Dataset items
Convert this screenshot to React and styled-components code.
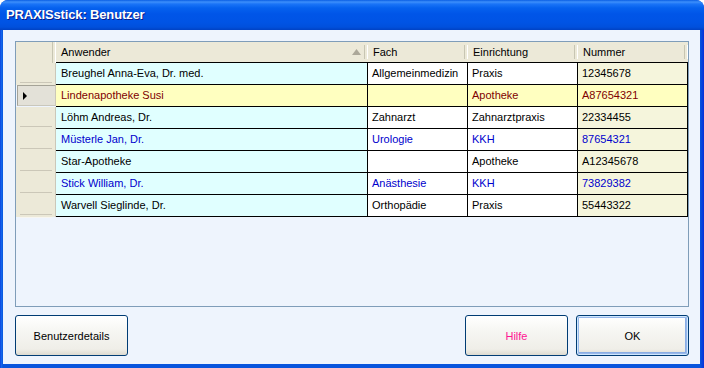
import React from "react";
import styled, { createGlobalStyle, css } from "styled-components";

const GlobalStyle = createGlobalStyle`
  html, body { margin: 0; padding: 0; background: #ffffff; }
  body { font-family: "Liberation Sans", Arial, sans-serif; }
  * { box-sizing: border-box; }
`;

const COLS = "40px 312px 100px 110px 110px";

const Window = styled.div`
  width: 704px;
  height: 368px;
  display: flex;
  flex-direction: column;
  background: linear-gradient(to right, #0831d9 0px, #166aee 1px, #0855dd 3px, #0855dd 700px, #0831d9 704px);
  border-radius: 8px 8px 0 0;
  overflow: hidden;
`;

const TitleBar = styled.div`
  height: 30px;
  flex: 0 0 30px;
  display: flex;
  align-items: center;
  padding: 0 0 2px 6px;
  background: linear-gradient(
    to bottom,
    #0a5ee4 0px,
    #3d8ffb 2px,
    #1a74f7 4px,
    #0561ee 8px,
    #0055e8 14px,
    #0054e5 22px,
    #0050dd 27px,
    #0042c4 30px
  );
  color: #ffffff;
  font-weight: bold;
  font-size: 13px;
  letter-spacing: -0.15px;
  text-shadow: 1px 1px 0 #0a1d8a;
`;

const Body = styled.div`
  flex: 1;
  margin: 0 4px 4px 3px;
  background: #eef4fd;
  padding: 11px 11px 8px 12px;
  display: flex;
  flex-direction: column;
  gap: 8px;
  font-size: 11px;
`;

const Grid = styled.div`
  height: 266px;
  border: 1px solid #7f9db9;
  display: flex;
  flex-direction: column;
  background: #eef4fd;
`;

const Row = styled.div`
  display: grid;
  grid-template-columns: ${COLS};
  height: ${(p) => (p.$header ? 21 : 22)}px;
`;

const HeaderCell = styled.div`
  position: relative;
  background: #ece9d8;
  display: flex;
  align-items: center;
  justify-content: space-between;
  padding: 0 7px 0 5px;
  color: #000;
  border-bottom: ${(p) => (p.$corner ? "none" : "1px solid #000")};
  &::after {
    content: "";
    position: absolute;
    right: 0;
    top: ${(p) => (p.$corner ? 0 : 3)}px;
    bottom: ${(p) => (p.$corner ? 0 : 3)}px;
    width: 2px;
    border-left: 1px solid #c7c5b2;
    border-right: 1px solid #ffffff;
  }
`;

const SortArrow = styled.svg`
  width: 9px;
  height: 6px;
  flex: 0 0 auto;
`;

const RowHeader = styled.div`
  position: relative;
  background: #ece9d8;
  border-right: 1px solid #cbc7b8;
  display: flex;
  align-items: center;
  padding-left: 5px;
  ${(p) =>
    p.$selected &&
    css`
      margin: 0 0 1px 1px;
      background: #e3e1d8;
      border-top: 1px solid #a5a397;
      border-left: 1px solid #a5a397;
      border-bottom: 1px solid #c9c7bc;
    `}
  &::after {
    content: "";
    position: absolute;
    left: 4px;
    right: 3px;
    bottom: -1px;
    height: 2px;
    border-top: 1px solid #cbc7b8;
    border-bottom: 1px solid #f7f6f1;
    display: ${(p) => (p.$selected ? "none" : "block")};
  }
`;

const bgFor = (col, selected) => {
  if (selected) return "#ffffc0";
  if (col === 0) return "#e0ffff";
  if (col === 3) return "#f5f5dc";
  return "#ffffff";
};

const Cell = styled.div`
  background: ${(p) => bgFor(p.$col, p.$selected)};
  color: ${(p) => p.$color};
  border-right: 1px solid #000;
  border-bottom: 1px solid #000;
  padding-left: ${(p) => (p.$col === 0 ? 5 : 4)}px;
  line-height: 21px;
  white-space: nowrap;
  overflow: hidden;
`;

const ButtonBar = styled.div`
  display: flex;
  justify-content: space-between;
  align-items: flex-start;
`;

const ButtonGroup = styled.div`
  display: flex;
  gap: 8px;
`;

const Button = styled.button`
  width: ${(p) => p.$w}px;
  height: 41px;
  border: 1px solid #003c74;
  border-radius: 3px;
  background: linear-gradient(to bottom, #ffffff 0%, #f6f6f2 40%, #efeee8 85%, #dcdad0 100%);
  font-family: "Liberation Sans", Arial, sans-serif;
  font-size: 11px;
  color: ${(p) => p.$color || "#000"};
  padding: 0;
  ${(p) =>
    p.$default &&
    css`
      box-shadow: inset 0 0 0 1px #cee7ff, inset 0 0 0 2px #98b8ea, inset -1px -1px 0 2px #89ade4;
    `}
`;

const rows = [
  { c: ["Breughel Anna-Eva, Dr. med.", "Allgemeinmedizin", "Praxis", "12345678"], color: "#000" },
  { c: ["Lindenapotheke Susi", "", "Apotheke", "A87654321"], color: "#800000", selected: true },
  { c: ["Löhm Andreas, Dr.", "Zahnarzt", "Zahnarztpraxis", "22334455"], color: "#000" },
  { c: ["Müsterle Jan, Dr.", "Urologie", "KKH", "87654321"], color: "#0000cd" },
  { c: ["Star-Apotheke", "", "Apotheke", "A12345678"], color: "#000" },
  { c: ["Stick William, Dr.", "Anästhesie", "KKH", "73829382"], color: "#0000cd" },
  { c: ["Warvell Sieglinde, Dr.", "Orthopädie", "Praxis", "55443322"], color: "#000" },
];

export default function App() {
  return (
    <>
      <GlobalStyle />
      <Window>
        <TitleBar>PRAXISstick: Benutzer</TitleBar>
        <Body>
          <Grid>
            <Row $header>
              <HeaderCell $corner />
              <HeaderCell>
                <span>Anwender</span>
                <SortArrow viewBox="0 0 9 6">
                  <path d="M0 6 L4.5 0 L9 6 Z" fill="#aca899" />
                </SortArrow>
              </HeaderCell>
              <HeaderCell>Fach</HeaderCell>
              <HeaderCell>Einrichtung</HeaderCell>
              <HeaderCell>Nummer</HeaderCell>
            </Row>
            {rows.map((r, i) => (
              <Row key={i}>
                <RowHeader $selected={r.selected}>
                  {r.selected && (
                    <svg width="4" height="8" viewBox="0 0 4 8">
                      <path d="M0 0 L4 4 L0 8 Z" fill="#000" />
                    </svg>
                  )}
                </RowHeader>
                {r.c.map((t, j) => (
                  <Cell key={j} $col={j} $selected={r.selected} $color={r.color}>
                    {t}
                  </Cell>
                ))}
              </Row>
            ))}
          </Grid>
          <ButtonBar>
            <Button $w={113}>Benutzerdetails</Button>
            <ButtonGroup>
              <Button $w={103} $color="#ff1493">Hilfe</Button>
              <Button $w={113} $default>OK</Button>
            </ButtonGroup>
          </ButtonBar>
        </Body>
      </Window>
    </>
  );
}
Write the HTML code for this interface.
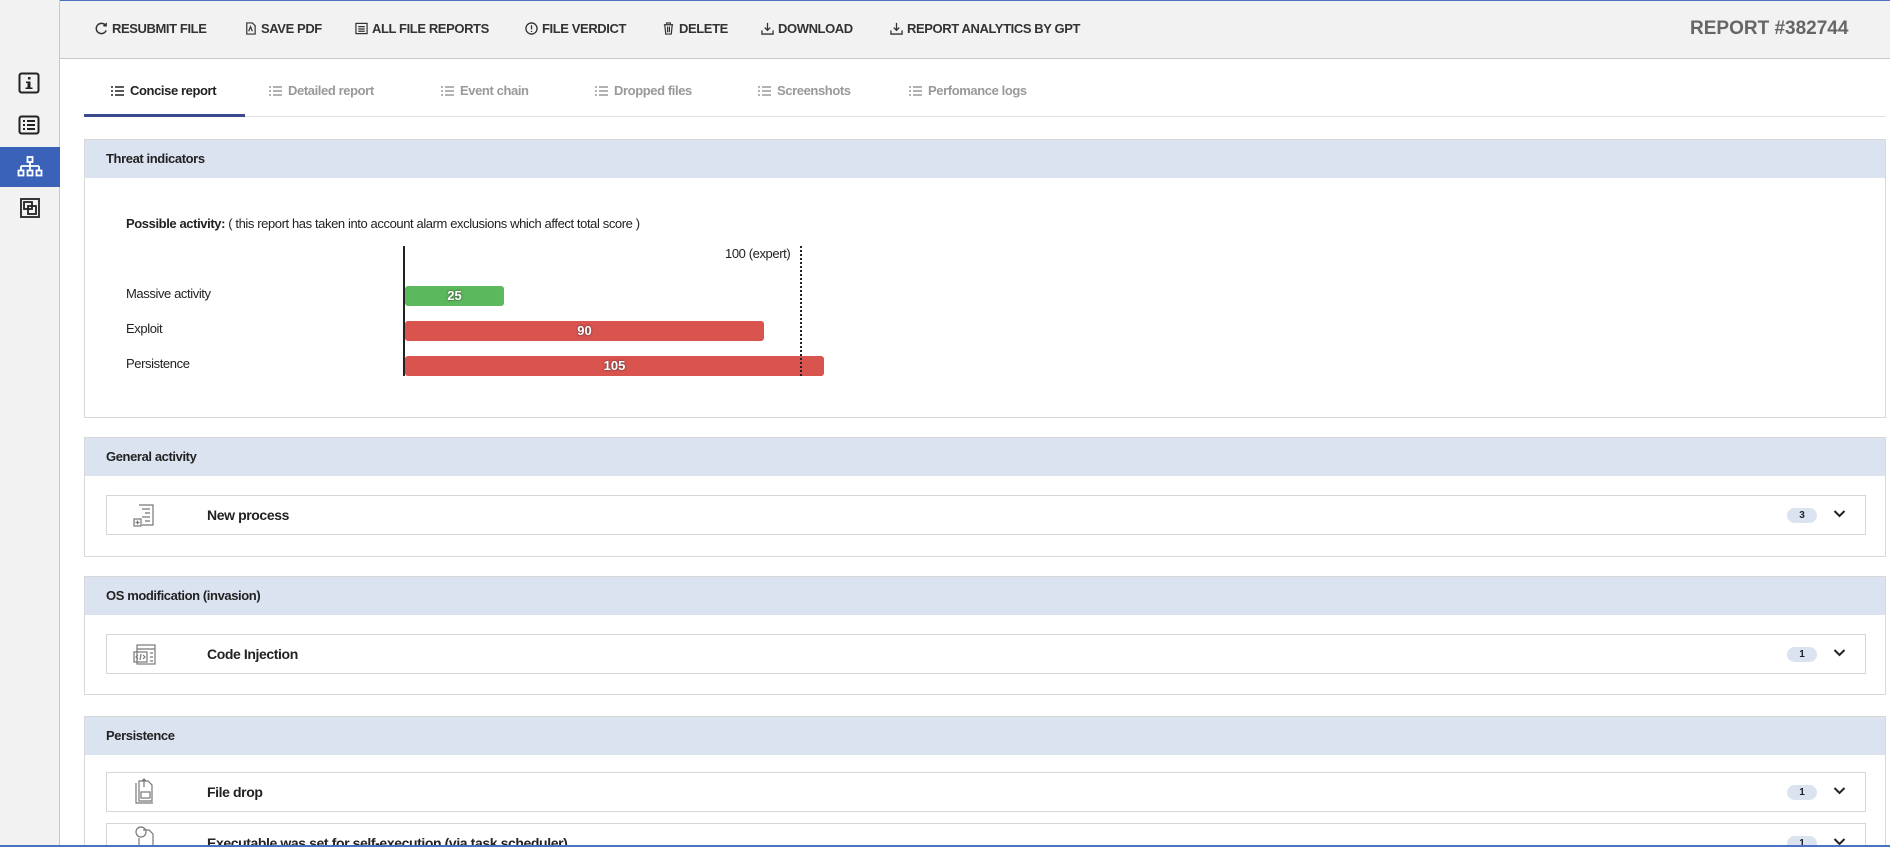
<!DOCTYPE html>
<html><head><meta charset="utf-8"><style>
*{box-sizing:border-box;margin:0;padding:0}
html{width:1890px;height:847px;overflow:hidden}
body{width:1890px;height:847px;overflow:hidden;background:#fff;font-family:"Liberation Sans",sans-serif;color:#222;position:relative}
.abs{position:absolute}
#top{left:0;top:0;width:1890px;height:59px;background:#f2f2f2;border-top:1px solid #4a72c0;border-bottom:1px solid #c8c8c8}
#side{left:0;top:0;width:60px;height:847px;background:#f2f2f2;border-right:1px solid #c8c8c8}
.tb{position:absolute;top:21px;font-size:13px;font-weight:bold;color:#333;white-space:nowrap;letter-spacing:-0.4px;display:flex;align-items:center;gap:4px}
.tb svg{width:13px;height:13px}
.tab{position:absolute;top:83px;font-size:13px;font-weight:bold;color:#999;white-space:nowrap;letter-spacing:-0.4px;display:flex;align-items:center;gap:5px}
.tab.on{color:#222}
.panel{position:absolute;left:84px;width:1802px;border:1px solid #d8d8d8;background:#fff;overflow:hidden}
.ph{background:#dce3f0;height:38px;padding-left:21px;font-size:13px;font-weight:bold;line-height:37px;letter-spacing:-0.4px}
.item{position:absolute;left:21px;width:1760px;height:40px;border:1px solid #d6d6d6;background:#fff}
.item .t{position:absolute;left:100px;top:11px;font-size:14px;font-weight:bold;letter-spacing:-0.4px;white-space:nowrap}
.item .ic{position:absolute;left:26px;top:8px}
.badge{position:absolute;left:1680px;top:12px;width:30px;height:15px;border-radius:8px;background:#dce3f0;font-size:10px;font-weight:bold;text-align:center;line-height:15px}
.chev{position:absolute;left:1726px;top:13px}
.lbl{position:absolute;font-size:13px;letter-spacing:-0.4px;white-space:nowrap}
.bar{position:absolute;left:405px;height:20px;border-radius:3px;color:#fff;font-weight:bold;font-size:13px;text-align:center;line-height:20px;text-shadow:0 0 2px #333}
</style></head><body>
<div id="top" class="abs"></div>
<div id="side" class="abs"></div>
<svg class="abs" style="left:18px;top:72px" width="22" height="22" viewBox="0 0 22 22"><rect x="1.5" y="1.5" width="19" height="19" rx="2" fill="none" stroke="#222" stroke-width="2"/><rect x="10" y="5" width="2.5" height="2.5" fill="#222"/><path d="M8 9.5h4.5v6h2v1.5h-7v-1.5h2v-4.5h-1.5z" fill="#222"/></svg>
<svg class="abs" style="left:18px;top:115px" width="22" height="20" viewBox="0 0 22 20"><rect x="1.5" y="1.5" width="19" height="17" rx="2" fill="none" stroke="#222" stroke-width="2"/><path d="M5 6h2M5 10h2M5 14h2M9 6h8M9 10h8M9 14h8" stroke="#222" stroke-width="2"/></svg>
<div class="abs" style="left:0;top:147px;width:60px;height:40px;background:#3a62b8"></div>
<svg class="abs" style="left:17px;top:156px" width="26" height="22" viewBox="0 0 26 22" fill="none" stroke="#fff" stroke-width="1.8"><rect x="10.5" y="1" width="5" height="5"/><path d="M13 6v4M4 10h18M4 10v4M13 10v4M22 10v4"/><rect x="1.5" y="14.5" width="5" height="5"/><rect x="10.5" y="14.5" width="5" height="5"/><rect x="19.5" y="14.5" width="5" height="5"/></svg>
<svg class="abs" style="left:19px;top:197px" width="22" height="22" viewBox="0 0 22 22" fill="none" stroke="#222" stroke-width="1.8"><rect x="2" y="2" width="18" height="18"/><rect x="5" y="5" width="8" height="7"/><rect x="9" y="9" width="8" height="8"/></svg>
<div class="tb" style="left:95px"><svg viewBox="0 0 14 14" fill="none" stroke="#333" stroke-width="1.6"><path d="M11.5 4A5.5 5.5 0 1 0 12 9"/><path d="M9 4h3V1"/></svg>RESUBMIT FILE</div>
<div class="tb" style="left:244px"><svg viewBox="0 0 14 14" fill="none" stroke="#333" stroke-width="1.3"><path d="M3 1h6l3 3v9H3z"/><path d="M5 10l2-5 2 5"/></svg>SAVE PDF</div>
<div class="tb" style="left:355px"><svg viewBox="0 0 14 14" fill="none" stroke="#333" stroke-width="1.3"><rect x="1" y="1.5" width="12" height="11"/><path d="M3.5 5h7M3.5 7.5h7M3.5 10h7"/></svg>ALL FILE REPORTS</div>
<div class="tb" style="left:525px"><svg viewBox="0 0 14 14" fill="none" stroke="#333" stroke-width="1.4"><circle cx="7" cy="7" r="6"/><path d="M7 3.5v4.5M7 9.5v1.3"/></svg>FILE VERDICT</div>
<div class="tb" style="left:662px"><svg viewBox="0 0 14 14" fill="none" stroke="#333" stroke-width="1.3"><path d="M2 3h10M5 3V1h4v2M3 3l1 10h6l1-10M6 5v6M8 5v6"/></svg>DELETE</div>
<div class="tb" style="left:761px"><svg viewBox="0 0 14 14" fill="none" stroke="#333" stroke-width="1.4"><path d="M7 1v8M4 6l3 3 3-3M1 9v4h12V9"/></svg>DOWNLOAD</div>
<div class="tb" style="left:890px"><svg viewBox="0 0 14 14" fill="none" stroke="#333" stroke-width="1.4"><path d="M7 1v8M4 6l3 3 3-3M1 9v4h12V9"/></svg>REPORT ANALYTICS BY GPT</div>
<div class="abs" style="left:1690px;top:18px;font-size:19px;font-weight:bold;color:#666;letter-spacing:0">REPORT #382744</div>
<svg width="0" height="0" style="position:absolute"><defs><g id="li"><path d="M1 2h2M1 6h2M1 10h2M5 2h9M5 6h9M5 10h9" stroke-width="1.6"/></g></defs></svg>
<div class="tab on" style="left:110px"><svg width="15" height="12" stroke="#222"><use href="#li"/></svg>Concise report</div>
<div class="tab" style="left:268px"><svg width="15" height="12" stroke="#999"><use href="#li"/></svg>Detailed report</div>
<div class="tab" style="left:440px"><svg width="15" height="12" stroke="#999"><use href="#li"/></svg>Event chain</div>
<div class="tab" style="left:594px"><svg width="15" height="12" stroke="#999"><use href="#li"/></svg>Dropped files</div>
<div class="tab" style="left:757px"><svg width="15" height="12" stroke="#999"><use href="#li"/></svg>Screenshots</div>
<div class="tab" style="left:908px"><svg width="15" height="12" stroke="#999"><use href="#li"/></svg>Perfomance logs</div>
<div class="abs" style="left:84px;top:116px;width:1802px;height:1px;background:#e2e2e2"></div>
<div class="abs" style="left:84px;top:114px;width:161px;height:3px;background:#3a4a8a"></div>
<div class="panel" style="top:139px;height:279px"><div class="ph">Threat indicators</div></div>
<div class="lbl" style="left:126px;top:216px"><b>Possible activity:</b> ( this report has taken into account alarm exclusions which affect total score )</div>
<div class="abs" style="left:403px;top:246px;width:2px;height:130px;background:#222"></div>
<div class="lbl" style="left:725px;top:246px">100 (expert)</div>
<div class="lbl" style="left:126px;top:286px">Massive activity</div>
<div class="lbl" style="left:126px;top:321px">Exploit</div>
<div class="lbl" style="left:126px;top:356px">Persistence</div>
<div class="bar" style="top:286px;width:99px;background:#5cb85c">25</div>
<div class="bar" style="top:321px;width:359px;background:#d9534f">90</div>
<div class="bar" style="top:356px;width:419px;background:#d9534f">105</div>
<div class="abs" style="left:800px;top:246px;height:130px;border-left:2px dotted #222"></div>
<div class="panel" style="top:437px;height:120px"><div class="ph">General activity</div>
<div class="item" style="top:57px"><svg class="ic" width="26" height="24" viewBox="0 0 26 24" fill="none" stroke="#777" stroke-width="1.2"><path d="M6 1h14v20H9"/><path d="M9 5h8M12 9h5M9 13h8M12 17h5"/><rect x="1" y="15" width="7" height="7"/><path d="M4.5 16.5v4M2.5 18.5h4"/></svg><div class="t">New process</div><div class="badge">3</div><svg class="chev" width="13" height="9" viewBox="0 0 13 9"><path d="M1.5 2l5 5 5-5" fill="none" stroke="#222" stroke-width="2"/></svg></div></div>
<div class="panel" style="top:576px;height:119px"><div class="ph">OS modification (invasion)</div>
<div class="item" style="top:57px"><svg class="ic" width="26" height="24" viewBox="0 0 26 24" fill="none" stroke="#777" stroke-width="1.2"><rect x="4" y="2" width="18" height="19"/><path d="M4 6h18M17 10h3M17 14h3M17 18h3"/><rect x="1" y="9" width="13" height="10"/><path d="M5 12l-2 2 2 2M10 12l2 2-2 2M8 11l-1 6"/></svg><div class="t">Code Injection</div><div class="badge">1</div><svg class="chev" width="13" height="9" viewBox="0 0 13 9"><path d="M1.5 2l5 5 5-5" fill="none" stroke="#222" stroke-width="2"/></svg></div></div>
<div class="panel" style="top:716px;height:131px;border-bottom:none"><div class="ph">Persistence</div>
<div class="item" style="top:55px"><svg class="ic" width="26" height="28" viewBox="0 0 26 28" fill="none" stroke="#777" stroke-width="1.2" style="top:4px"><path d="M3 6v20h17"/><path d="M6 4h9l4 4v16H6z"/><path d="M11 10V2M9 4l2-2 2 2"/><rect x="8" y="15" width="9" height="6"/></svg><div class="t">File drop</div><div class="badge">1</div><svg class="chev" width="13" height="9" viewBox="0 0 13 9"><path d="M1.5 2l5 5 5-5" fill="none" stroke="#222" stroke-width="2"/></svg></div>
<div class="item" style="top:106px"><svg class="ic" width="26" height="28" viewBox="0 0 26 28" fill="none" stroke="#777" stroke-width="1.2" style="top:2px"><circle cx="8" cy="6" r="5"/><path d="M10 4h6l4 4v16H6V12"/></svg><div class="t">Executable was set for self-execution (via task scheduler)</div><div class="badge">1</div><svg class="chev" width="13" height="9" viewBox="0 0 13 9"><path d="M1.5 2l5 5 5-5" fill="none" stroke="#222" stroke-width="2"/></svg></div></div>
<div class="abs" style="left:0;top:845px;width:1890px;height:2px;background:#4a72c0"></div>
</body></html>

STATED PROBLEM
Repeat exactly the lines from the first line of the records above through the line containing "312px 100px 110px", leaving out the pictures.

COMPLETED EXERCISE
Convert this screenshot to React and styled-components code.
import React from "react";
import styled, { createGlobalStyle, css } from "styled-components";

const GlobalStyle = createGlobalStyle`
  html, body { margin: 0; padding: 0; background: #ffffff; }
  body { font-family: "Liberation Sans", Arial, sans-serif; }
  * { box-sizing: border-box; }
`;

const COLS = "40px 312px 100px 110px 110px";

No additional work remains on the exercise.